Objective:
Find each line with the string "React" and report it.

Dataset extract:
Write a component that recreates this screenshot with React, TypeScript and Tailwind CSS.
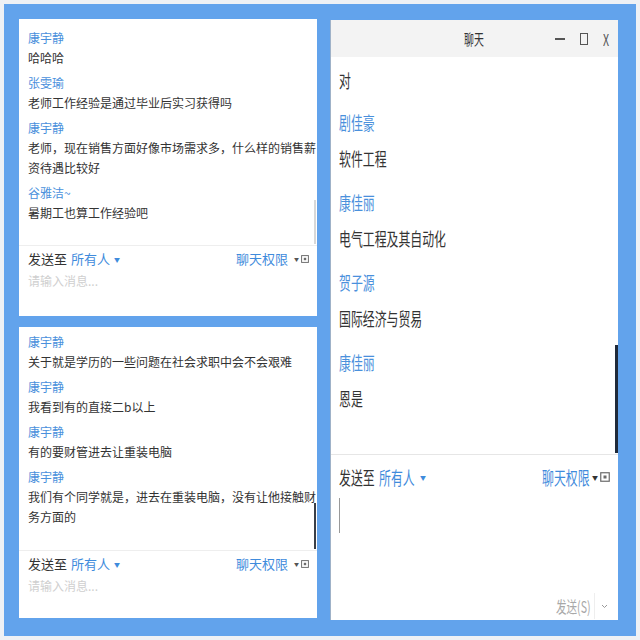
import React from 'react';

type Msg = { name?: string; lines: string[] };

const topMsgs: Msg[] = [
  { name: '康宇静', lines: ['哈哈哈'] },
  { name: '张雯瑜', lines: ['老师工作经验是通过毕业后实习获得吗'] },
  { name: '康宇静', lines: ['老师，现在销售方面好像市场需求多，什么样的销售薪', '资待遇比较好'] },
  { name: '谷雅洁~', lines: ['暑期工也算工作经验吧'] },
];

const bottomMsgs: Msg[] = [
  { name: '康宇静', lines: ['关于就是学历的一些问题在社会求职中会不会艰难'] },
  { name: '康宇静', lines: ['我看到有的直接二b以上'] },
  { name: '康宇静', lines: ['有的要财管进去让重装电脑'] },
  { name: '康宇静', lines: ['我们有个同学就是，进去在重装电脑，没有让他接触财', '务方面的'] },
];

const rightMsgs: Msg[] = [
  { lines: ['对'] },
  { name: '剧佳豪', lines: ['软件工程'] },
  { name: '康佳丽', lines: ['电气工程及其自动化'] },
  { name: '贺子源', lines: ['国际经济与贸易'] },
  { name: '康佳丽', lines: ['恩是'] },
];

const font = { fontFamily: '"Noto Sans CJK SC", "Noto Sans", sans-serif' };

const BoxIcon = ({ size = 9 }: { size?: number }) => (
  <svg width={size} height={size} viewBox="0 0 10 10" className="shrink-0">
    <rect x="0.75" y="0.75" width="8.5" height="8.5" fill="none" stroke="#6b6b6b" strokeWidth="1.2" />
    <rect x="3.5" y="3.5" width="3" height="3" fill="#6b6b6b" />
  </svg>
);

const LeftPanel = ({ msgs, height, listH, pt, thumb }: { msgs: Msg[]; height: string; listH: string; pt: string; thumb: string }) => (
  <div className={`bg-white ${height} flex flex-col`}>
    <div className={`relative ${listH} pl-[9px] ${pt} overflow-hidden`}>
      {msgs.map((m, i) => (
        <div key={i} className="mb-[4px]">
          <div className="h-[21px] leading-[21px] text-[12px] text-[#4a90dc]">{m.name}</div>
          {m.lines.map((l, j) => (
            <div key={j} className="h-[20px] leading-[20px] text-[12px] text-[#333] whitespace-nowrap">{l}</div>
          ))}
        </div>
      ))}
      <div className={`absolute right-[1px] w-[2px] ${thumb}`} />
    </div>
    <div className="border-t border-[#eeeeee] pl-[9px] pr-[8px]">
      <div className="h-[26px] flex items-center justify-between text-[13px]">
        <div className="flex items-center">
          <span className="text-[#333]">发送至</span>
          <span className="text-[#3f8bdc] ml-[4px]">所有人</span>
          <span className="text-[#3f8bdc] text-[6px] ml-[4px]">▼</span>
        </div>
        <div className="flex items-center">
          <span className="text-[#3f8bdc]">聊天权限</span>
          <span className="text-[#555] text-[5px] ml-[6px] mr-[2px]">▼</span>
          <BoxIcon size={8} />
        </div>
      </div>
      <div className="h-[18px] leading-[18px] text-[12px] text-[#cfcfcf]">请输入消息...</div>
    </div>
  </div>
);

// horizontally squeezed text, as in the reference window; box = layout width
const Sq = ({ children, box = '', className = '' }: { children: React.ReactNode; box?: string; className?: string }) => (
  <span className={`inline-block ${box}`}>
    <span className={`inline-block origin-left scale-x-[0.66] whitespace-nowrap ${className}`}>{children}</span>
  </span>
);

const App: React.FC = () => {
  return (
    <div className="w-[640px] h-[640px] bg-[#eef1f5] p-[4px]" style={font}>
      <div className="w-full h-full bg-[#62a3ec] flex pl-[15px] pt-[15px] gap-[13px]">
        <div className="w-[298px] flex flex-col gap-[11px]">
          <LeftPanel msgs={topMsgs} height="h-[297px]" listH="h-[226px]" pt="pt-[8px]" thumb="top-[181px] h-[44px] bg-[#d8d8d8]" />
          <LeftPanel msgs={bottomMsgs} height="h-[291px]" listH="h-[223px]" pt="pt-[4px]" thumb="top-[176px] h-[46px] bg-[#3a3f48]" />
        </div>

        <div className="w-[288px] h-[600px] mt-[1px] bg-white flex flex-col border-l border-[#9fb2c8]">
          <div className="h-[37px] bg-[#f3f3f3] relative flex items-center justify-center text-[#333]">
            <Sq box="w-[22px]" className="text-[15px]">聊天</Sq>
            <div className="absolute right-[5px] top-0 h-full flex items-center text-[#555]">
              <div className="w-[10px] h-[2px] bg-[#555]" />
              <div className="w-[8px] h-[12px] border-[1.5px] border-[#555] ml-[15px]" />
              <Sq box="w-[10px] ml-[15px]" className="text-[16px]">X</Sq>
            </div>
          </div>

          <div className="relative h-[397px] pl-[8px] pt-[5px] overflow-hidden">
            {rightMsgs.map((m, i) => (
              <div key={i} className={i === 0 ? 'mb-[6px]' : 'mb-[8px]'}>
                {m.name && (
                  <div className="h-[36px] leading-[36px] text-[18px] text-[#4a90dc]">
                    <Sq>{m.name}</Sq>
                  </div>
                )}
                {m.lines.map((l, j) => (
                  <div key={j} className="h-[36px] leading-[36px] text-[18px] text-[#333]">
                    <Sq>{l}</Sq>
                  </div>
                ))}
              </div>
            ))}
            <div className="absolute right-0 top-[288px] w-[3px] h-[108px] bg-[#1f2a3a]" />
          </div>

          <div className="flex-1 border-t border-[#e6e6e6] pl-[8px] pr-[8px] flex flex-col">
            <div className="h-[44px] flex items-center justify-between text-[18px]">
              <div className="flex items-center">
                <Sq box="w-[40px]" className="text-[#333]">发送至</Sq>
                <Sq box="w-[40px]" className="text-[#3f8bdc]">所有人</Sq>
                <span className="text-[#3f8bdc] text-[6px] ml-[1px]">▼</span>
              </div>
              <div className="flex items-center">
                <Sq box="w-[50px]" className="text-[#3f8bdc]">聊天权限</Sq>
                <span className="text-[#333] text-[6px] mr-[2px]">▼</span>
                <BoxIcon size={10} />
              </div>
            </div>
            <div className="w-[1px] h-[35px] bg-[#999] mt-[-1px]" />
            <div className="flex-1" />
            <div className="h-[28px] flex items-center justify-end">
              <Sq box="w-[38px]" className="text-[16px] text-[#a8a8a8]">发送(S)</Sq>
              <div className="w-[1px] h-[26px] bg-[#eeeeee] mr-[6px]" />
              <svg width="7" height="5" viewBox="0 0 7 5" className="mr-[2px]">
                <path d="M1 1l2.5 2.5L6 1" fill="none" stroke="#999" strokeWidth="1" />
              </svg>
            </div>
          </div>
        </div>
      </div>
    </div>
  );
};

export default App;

Result:
Write a component that recreates this screenshot with React, TypeScript and Tailwind CSS.
import React from 'react';
const Sq = ({ children, box = '', className = '' }: { children: React.ReactNode; box?: string; className?: string }) => (
const App: React.FC = () => {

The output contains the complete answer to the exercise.